> Information supplied
[Start]

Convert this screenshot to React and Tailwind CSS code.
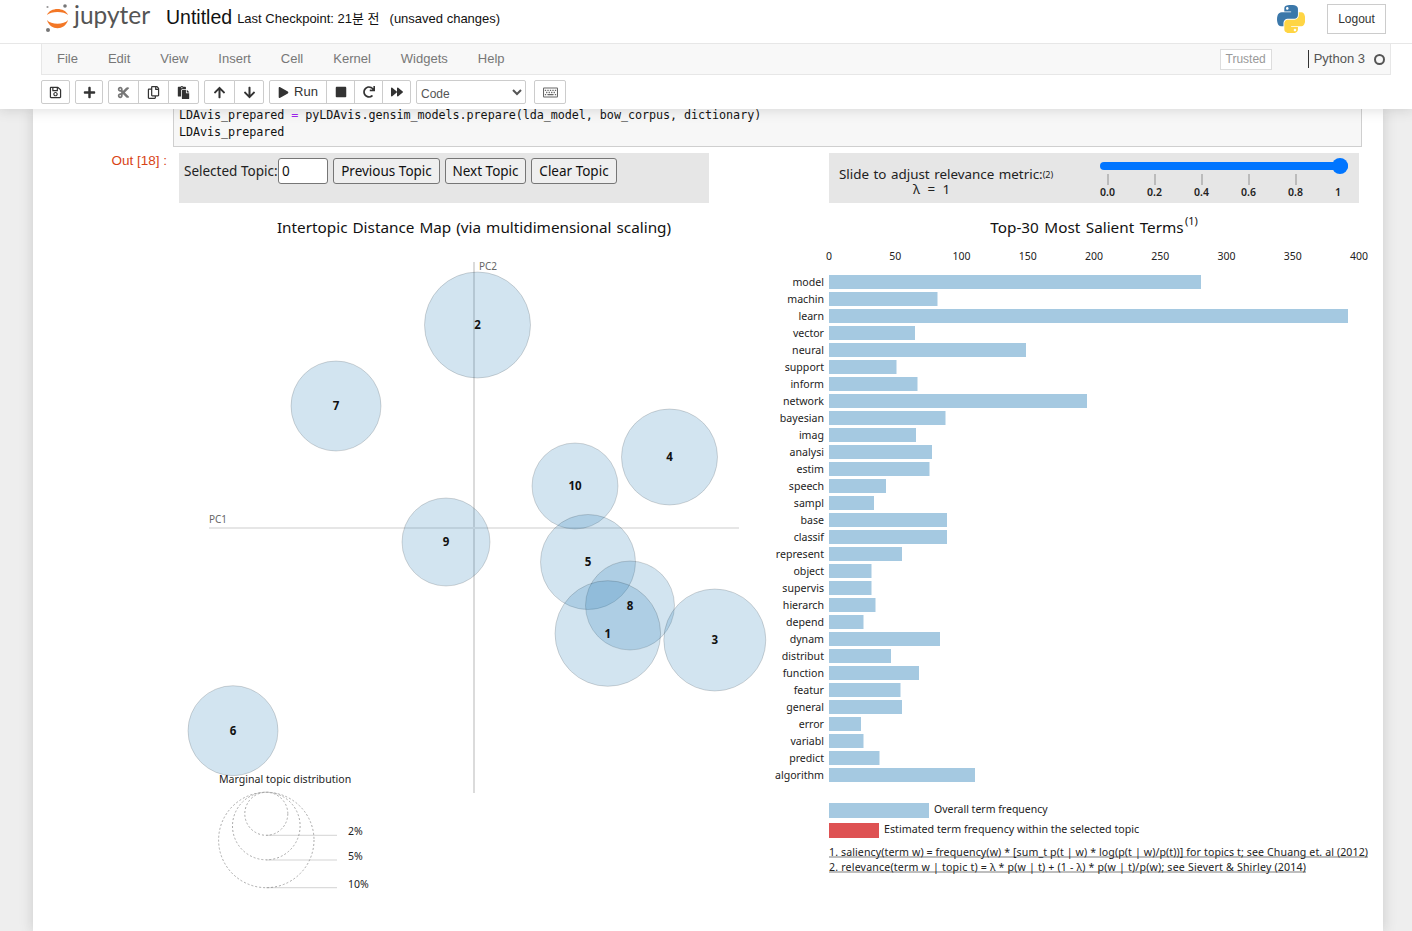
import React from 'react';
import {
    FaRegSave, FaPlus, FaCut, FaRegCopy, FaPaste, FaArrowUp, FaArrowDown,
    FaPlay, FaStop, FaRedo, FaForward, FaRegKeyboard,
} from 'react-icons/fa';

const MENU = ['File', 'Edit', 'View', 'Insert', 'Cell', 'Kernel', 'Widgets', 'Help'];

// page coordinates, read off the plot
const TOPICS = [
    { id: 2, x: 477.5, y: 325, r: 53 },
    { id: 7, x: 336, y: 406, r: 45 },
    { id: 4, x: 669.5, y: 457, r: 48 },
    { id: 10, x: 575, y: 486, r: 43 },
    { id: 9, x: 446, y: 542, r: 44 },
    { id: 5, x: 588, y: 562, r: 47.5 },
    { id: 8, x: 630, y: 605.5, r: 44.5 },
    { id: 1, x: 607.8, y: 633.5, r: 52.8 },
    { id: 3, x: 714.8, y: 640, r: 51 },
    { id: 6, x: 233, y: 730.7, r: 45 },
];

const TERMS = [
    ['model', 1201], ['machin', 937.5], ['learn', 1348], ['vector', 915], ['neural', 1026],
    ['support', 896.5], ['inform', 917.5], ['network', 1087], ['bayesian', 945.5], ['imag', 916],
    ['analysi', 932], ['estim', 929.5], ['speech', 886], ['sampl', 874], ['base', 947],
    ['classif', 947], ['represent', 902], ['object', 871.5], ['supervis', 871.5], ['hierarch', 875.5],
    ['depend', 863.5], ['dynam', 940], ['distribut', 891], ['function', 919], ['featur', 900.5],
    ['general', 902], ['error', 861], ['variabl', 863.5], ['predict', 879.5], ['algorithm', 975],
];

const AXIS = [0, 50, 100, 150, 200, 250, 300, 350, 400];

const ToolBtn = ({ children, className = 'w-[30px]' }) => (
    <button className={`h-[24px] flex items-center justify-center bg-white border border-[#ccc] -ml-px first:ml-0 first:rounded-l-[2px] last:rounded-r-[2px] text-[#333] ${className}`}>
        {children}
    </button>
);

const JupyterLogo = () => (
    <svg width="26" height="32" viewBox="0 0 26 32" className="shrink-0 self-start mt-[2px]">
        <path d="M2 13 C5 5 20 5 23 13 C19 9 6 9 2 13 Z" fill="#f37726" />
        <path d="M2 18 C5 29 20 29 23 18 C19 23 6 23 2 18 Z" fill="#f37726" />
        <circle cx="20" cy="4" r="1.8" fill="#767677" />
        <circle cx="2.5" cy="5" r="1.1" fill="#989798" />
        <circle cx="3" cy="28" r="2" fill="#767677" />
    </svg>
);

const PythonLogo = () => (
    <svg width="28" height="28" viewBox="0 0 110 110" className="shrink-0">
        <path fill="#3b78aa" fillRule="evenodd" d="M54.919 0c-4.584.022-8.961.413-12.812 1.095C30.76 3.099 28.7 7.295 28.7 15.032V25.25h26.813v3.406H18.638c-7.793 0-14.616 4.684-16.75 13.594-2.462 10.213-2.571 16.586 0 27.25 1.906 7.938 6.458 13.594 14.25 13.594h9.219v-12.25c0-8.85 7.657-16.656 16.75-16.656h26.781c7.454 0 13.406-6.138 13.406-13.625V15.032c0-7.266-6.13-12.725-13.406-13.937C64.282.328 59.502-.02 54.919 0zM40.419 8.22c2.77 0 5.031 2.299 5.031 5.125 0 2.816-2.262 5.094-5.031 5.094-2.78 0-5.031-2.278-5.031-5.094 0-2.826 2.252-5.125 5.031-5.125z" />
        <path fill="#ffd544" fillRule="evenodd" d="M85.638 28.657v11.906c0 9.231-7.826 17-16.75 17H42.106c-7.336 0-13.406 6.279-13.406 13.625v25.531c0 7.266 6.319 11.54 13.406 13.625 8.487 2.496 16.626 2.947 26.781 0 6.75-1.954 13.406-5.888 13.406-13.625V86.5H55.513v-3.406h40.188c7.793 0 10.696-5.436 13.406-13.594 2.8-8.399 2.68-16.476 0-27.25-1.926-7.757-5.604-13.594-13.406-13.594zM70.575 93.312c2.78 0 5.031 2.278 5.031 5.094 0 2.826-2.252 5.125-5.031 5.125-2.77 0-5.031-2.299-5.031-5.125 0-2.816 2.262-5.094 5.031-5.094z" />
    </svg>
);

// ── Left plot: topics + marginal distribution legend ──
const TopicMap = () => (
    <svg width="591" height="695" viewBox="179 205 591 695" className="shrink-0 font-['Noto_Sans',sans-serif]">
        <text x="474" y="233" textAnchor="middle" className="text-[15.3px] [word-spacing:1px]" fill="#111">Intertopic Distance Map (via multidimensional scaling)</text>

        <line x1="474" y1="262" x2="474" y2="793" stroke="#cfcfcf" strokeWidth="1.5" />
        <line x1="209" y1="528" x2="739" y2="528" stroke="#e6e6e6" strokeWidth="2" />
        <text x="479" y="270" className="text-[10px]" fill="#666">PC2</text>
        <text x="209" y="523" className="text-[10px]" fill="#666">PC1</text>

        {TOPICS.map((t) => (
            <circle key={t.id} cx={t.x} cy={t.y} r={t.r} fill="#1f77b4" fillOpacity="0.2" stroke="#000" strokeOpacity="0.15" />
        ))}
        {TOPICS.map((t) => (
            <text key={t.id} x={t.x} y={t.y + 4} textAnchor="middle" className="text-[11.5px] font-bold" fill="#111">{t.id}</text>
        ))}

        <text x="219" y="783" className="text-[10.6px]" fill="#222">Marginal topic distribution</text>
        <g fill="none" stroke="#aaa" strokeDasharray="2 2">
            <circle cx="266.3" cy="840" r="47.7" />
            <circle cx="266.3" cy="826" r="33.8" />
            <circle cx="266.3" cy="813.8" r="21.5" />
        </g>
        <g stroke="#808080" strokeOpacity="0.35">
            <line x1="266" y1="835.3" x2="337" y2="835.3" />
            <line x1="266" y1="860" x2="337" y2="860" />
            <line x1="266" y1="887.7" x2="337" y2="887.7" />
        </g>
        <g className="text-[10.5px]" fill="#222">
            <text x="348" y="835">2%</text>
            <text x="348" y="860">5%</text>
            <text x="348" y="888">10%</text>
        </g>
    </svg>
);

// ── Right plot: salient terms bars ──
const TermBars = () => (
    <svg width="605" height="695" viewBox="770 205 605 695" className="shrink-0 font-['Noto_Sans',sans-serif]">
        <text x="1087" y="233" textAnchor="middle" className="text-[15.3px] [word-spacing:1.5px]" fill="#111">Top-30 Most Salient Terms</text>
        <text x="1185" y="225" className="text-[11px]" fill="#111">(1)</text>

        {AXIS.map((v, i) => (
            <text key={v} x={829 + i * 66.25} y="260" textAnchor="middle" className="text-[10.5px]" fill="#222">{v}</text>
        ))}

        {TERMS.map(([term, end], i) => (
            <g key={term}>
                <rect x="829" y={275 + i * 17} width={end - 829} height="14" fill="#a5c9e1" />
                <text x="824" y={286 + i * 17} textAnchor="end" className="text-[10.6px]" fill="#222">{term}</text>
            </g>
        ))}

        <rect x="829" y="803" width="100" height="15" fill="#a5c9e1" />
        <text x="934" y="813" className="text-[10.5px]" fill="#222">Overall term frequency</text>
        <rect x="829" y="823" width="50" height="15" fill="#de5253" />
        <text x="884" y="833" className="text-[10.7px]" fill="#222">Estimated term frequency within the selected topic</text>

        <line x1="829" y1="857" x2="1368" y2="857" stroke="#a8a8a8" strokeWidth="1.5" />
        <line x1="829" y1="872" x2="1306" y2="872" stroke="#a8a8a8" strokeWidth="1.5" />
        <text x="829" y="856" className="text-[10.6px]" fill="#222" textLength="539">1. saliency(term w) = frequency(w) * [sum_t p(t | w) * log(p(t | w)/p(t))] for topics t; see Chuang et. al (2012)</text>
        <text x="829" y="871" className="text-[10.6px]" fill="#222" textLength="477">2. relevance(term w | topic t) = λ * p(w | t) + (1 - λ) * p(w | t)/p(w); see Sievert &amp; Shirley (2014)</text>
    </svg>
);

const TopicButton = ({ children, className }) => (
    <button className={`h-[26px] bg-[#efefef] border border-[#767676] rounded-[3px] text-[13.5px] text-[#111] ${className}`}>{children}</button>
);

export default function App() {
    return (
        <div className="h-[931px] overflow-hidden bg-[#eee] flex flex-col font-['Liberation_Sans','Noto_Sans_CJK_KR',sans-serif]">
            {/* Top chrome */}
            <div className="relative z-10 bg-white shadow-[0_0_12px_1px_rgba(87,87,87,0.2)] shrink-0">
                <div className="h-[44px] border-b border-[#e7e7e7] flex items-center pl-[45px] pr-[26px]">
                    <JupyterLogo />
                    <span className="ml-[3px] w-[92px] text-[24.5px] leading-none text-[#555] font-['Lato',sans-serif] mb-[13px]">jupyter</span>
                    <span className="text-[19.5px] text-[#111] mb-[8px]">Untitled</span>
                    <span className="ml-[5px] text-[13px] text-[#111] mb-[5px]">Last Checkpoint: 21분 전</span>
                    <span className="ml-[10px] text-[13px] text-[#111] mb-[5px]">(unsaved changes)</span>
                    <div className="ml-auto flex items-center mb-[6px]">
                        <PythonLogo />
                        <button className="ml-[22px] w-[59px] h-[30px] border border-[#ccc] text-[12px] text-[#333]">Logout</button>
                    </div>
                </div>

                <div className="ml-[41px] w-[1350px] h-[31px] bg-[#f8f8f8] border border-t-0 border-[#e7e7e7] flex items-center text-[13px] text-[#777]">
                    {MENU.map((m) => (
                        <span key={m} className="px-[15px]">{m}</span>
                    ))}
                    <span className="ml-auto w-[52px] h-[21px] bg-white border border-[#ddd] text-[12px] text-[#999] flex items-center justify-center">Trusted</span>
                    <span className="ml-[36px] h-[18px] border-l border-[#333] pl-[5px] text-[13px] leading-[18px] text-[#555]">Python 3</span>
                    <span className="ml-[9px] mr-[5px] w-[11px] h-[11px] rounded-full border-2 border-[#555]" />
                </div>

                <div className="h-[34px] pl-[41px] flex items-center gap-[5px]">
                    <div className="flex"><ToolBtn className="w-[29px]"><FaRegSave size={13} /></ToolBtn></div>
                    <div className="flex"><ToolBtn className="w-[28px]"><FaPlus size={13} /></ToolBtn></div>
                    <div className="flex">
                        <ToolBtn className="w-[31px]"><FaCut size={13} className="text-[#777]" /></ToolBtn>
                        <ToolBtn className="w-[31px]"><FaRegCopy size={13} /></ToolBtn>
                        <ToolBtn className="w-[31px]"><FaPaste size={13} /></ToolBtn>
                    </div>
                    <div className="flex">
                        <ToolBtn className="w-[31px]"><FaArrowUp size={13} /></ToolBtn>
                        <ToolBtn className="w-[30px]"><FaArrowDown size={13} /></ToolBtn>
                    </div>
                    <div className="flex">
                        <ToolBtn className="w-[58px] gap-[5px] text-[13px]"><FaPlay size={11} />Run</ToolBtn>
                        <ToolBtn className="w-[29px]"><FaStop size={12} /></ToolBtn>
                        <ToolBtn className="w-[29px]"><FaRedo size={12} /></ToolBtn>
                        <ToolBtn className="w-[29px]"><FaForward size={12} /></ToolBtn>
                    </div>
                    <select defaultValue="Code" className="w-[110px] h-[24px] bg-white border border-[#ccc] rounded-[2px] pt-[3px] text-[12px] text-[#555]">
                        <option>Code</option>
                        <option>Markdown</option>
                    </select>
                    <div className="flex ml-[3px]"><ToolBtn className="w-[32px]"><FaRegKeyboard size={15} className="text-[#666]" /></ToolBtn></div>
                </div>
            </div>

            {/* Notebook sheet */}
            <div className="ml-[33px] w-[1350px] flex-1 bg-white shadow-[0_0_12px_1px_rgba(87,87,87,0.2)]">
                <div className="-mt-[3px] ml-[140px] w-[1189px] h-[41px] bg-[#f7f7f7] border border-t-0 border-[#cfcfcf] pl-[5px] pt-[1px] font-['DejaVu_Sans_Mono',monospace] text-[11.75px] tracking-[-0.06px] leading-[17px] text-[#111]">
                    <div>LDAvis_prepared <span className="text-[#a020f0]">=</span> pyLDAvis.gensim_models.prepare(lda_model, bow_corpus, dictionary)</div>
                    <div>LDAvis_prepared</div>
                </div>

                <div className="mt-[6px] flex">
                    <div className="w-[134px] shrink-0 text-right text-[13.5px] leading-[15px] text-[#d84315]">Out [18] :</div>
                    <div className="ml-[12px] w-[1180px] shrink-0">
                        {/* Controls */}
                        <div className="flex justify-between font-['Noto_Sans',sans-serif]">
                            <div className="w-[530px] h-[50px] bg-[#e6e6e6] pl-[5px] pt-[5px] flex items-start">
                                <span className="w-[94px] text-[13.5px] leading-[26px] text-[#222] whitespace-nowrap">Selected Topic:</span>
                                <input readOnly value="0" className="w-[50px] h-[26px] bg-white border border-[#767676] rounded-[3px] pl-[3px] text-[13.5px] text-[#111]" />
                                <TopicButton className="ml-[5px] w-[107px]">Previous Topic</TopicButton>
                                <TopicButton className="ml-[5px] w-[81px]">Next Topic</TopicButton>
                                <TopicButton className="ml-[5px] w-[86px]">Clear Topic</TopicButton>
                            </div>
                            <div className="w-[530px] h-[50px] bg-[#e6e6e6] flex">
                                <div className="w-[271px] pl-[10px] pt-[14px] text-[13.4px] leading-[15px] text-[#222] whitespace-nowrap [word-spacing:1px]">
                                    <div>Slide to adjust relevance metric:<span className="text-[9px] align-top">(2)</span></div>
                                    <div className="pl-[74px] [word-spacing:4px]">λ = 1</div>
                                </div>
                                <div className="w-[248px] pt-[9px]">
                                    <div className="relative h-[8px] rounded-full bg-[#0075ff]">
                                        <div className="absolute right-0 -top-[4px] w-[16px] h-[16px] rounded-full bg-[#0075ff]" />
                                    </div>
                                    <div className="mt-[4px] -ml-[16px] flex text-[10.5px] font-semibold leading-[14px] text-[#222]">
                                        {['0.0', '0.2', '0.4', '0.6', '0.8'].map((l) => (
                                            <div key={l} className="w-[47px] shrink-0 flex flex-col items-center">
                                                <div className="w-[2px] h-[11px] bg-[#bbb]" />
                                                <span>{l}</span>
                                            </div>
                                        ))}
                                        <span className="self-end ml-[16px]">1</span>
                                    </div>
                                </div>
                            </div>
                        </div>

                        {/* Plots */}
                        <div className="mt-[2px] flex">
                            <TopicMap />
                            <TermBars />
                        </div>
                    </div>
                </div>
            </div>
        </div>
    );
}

[End]

> Brief
From the first line of the listing above, repeat every line through the one holding "300, 350, 400];". Both ends count, and pictures stay out.

> Full output
Convert this screenshot to React and Tailwind CSS code.
import React from 'react';
import {
    FaRegSave, FaPlus, FaCut, FaRegCopy, FaPaste, FaArrowUp, FaArrowDown,
    FaPlay, FaStop, FaRedo, FaForward, FaRegKeyboard,
} from 'react-icons/fa';

const MENU = ['File', 'Edit', 'View', 'Insert', 'Cell', 'Kernel', 'Widgets', 'Help'];

// page coordinates, read off the plot
const TOPICS = [
    { id: 2, x: 477.5, y: 325, r: 53 },
    { id: 7, x: 336, y: 406, r: 45 },
    { id: 4, x: 669.5, y: 457, r: 48 },
    { id: 10, x: 575, y: 486, r: 43 },
    { id: 9, x: 446, y: 542, r: 44 },
    { id: 5, x: 588, y: 562, r: 47.5 },
    { id: 8, x: 630, y: 605.5, r: 44.5 },
    { id: 1, x: 607.8, y: 633.5, r: 52.8 },
    { id: 3, x: 714.8, y: 640, r: 51 },
    { id: 6, x: 233, y: 730.7, r: 45 },
];

const TERMS = [
    ['model', 1201], ['machin', 937.5], ['learn', 1348], ['vector', 915], ['neural', 1026],
    ['support', 896.5], ['inform', 917.5], ['network', 1087], ['bayesian', 945.5], ['imag', 916],
    ['analysi', 932], ['estim', 929.5], ['speech', 886], ['sampl', 874], ['base', 947],
    ['classif', 947], ['represent', 902], ['object', 871.5], ['supervis', 871.5], ['hierarch', 875.5],
    ['depend', 863.5], ['dynam', 940], ['distribut', 891], ['function', 919], ['featur', 900.5],
    ['general', 902], ['error', 861], ['variabl', 863.5], ['predict', 879.5], ['algorithm', 975],
];

const AXIS = [0, 50, 100, 150, 200, 250, 300, 350, 400];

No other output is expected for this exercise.